GOAL => Identify the lines that contain the word "size" and copy each one.

begin MATERIAL PROVIDED

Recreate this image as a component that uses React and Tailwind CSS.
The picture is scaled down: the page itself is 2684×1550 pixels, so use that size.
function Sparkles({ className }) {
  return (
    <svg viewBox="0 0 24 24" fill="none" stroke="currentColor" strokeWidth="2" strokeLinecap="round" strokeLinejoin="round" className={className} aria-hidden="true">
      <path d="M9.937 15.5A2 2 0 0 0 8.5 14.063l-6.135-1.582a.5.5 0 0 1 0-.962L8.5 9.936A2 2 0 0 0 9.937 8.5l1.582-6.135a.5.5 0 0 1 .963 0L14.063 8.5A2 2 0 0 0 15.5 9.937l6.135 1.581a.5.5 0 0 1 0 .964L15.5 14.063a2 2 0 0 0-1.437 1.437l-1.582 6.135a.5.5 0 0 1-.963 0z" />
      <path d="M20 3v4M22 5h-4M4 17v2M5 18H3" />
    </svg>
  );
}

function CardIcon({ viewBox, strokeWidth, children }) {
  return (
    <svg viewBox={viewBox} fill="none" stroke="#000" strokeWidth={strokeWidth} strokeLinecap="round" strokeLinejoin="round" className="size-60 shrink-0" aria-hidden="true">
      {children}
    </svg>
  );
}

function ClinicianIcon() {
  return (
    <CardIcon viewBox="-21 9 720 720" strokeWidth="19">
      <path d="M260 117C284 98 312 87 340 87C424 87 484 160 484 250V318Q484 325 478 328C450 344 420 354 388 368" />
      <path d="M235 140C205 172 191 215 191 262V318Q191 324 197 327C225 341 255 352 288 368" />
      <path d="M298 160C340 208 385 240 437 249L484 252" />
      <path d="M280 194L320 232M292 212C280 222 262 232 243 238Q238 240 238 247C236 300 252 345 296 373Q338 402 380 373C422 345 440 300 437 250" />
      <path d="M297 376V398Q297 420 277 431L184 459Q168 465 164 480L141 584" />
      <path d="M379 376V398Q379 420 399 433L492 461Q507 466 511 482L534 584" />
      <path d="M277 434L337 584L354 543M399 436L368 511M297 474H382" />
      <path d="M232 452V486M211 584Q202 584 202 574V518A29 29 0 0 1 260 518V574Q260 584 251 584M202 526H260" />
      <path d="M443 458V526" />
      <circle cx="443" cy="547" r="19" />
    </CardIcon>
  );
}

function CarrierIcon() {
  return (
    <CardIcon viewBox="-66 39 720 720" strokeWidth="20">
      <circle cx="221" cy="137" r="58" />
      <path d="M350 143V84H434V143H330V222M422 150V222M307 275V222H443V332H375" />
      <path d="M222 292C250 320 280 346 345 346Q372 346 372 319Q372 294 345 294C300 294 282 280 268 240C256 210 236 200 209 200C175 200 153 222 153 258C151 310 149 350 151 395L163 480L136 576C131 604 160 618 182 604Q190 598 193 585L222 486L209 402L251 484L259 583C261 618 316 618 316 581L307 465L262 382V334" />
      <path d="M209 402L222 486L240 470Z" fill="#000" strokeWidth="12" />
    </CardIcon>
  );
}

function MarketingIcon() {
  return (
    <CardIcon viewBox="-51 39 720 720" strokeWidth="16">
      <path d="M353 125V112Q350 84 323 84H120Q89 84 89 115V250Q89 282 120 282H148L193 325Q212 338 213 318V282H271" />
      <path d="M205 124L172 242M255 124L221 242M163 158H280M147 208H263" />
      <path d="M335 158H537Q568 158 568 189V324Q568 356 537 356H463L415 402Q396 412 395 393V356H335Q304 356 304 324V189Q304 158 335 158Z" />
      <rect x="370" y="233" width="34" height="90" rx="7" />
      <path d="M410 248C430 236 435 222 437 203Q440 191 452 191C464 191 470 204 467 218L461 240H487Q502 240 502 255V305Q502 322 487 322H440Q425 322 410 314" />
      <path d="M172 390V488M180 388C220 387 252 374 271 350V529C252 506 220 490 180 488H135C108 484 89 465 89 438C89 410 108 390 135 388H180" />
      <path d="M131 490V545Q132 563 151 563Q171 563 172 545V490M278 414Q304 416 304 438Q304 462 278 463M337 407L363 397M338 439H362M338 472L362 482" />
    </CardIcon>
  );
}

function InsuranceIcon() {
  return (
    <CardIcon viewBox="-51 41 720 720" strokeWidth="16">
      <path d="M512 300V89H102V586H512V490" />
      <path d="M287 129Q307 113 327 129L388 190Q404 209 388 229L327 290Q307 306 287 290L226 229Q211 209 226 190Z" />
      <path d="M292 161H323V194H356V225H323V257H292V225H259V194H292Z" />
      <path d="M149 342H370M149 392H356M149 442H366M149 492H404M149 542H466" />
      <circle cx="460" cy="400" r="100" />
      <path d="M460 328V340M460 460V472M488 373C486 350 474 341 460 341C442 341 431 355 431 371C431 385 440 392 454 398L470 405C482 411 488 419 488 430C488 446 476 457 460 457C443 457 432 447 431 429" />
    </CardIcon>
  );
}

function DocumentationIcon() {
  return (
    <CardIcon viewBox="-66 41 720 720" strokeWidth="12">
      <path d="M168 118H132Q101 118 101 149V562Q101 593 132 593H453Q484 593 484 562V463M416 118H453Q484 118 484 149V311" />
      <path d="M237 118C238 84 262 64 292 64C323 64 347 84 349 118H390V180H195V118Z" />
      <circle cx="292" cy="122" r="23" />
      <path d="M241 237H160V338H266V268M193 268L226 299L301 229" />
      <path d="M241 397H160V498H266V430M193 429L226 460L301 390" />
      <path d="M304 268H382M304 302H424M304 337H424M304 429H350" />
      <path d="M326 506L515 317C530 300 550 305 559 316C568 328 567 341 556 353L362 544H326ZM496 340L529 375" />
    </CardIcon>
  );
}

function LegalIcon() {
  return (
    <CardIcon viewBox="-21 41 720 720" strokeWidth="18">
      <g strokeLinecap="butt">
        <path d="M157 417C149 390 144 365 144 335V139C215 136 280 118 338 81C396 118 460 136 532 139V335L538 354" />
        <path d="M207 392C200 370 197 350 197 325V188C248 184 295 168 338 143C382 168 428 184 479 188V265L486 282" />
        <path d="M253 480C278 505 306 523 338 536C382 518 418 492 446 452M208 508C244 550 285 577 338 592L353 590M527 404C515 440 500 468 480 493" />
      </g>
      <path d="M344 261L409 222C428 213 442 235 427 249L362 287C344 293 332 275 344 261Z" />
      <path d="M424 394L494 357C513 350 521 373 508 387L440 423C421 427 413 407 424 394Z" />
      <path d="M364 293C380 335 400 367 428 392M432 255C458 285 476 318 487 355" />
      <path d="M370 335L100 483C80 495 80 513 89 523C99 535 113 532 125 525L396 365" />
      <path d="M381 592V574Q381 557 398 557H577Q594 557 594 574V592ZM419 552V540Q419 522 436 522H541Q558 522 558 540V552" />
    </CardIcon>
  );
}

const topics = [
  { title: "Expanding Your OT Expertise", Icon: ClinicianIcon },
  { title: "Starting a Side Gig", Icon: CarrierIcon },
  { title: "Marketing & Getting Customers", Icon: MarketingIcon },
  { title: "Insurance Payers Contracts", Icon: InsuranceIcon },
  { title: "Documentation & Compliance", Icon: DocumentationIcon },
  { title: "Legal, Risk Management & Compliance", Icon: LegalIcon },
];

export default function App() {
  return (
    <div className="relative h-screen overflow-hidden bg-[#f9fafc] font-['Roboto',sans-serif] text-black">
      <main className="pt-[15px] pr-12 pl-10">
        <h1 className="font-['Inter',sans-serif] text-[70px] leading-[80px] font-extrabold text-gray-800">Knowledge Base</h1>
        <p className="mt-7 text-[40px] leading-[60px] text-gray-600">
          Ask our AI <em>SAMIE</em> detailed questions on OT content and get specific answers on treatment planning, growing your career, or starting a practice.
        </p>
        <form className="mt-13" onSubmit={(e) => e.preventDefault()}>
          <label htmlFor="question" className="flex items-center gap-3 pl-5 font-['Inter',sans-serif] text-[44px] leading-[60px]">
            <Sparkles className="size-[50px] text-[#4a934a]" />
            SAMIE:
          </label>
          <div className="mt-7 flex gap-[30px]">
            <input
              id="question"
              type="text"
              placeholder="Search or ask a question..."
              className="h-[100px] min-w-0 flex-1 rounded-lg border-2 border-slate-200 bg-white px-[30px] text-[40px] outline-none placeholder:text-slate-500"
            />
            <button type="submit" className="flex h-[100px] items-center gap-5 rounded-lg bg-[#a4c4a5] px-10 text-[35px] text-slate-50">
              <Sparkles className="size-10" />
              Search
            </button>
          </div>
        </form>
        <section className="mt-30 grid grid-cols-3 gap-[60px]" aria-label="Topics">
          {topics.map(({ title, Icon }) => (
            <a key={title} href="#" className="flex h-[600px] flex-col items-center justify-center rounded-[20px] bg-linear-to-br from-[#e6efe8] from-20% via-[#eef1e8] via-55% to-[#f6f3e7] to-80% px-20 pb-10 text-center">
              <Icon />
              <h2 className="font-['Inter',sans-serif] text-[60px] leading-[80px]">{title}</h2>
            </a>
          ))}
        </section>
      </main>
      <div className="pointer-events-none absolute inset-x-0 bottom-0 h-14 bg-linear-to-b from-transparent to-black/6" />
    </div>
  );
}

end MATERIAL PROVIDED

FULL RESPONSE =>
The picture is scaled down: the page itself is 2684×1550 pixels, so use that size.
    <svg viewBox={viewBox} fill="none" stroke="#000" strokeWidth={strokeWidth} strokeLinecap="round" strokeLinejoin="round" className="size-60 shrink-0" aria-hidden="true">
            <Sparkles className="size-[50px] text-[#4a934a]" />
              <Sparkles className="size-10" />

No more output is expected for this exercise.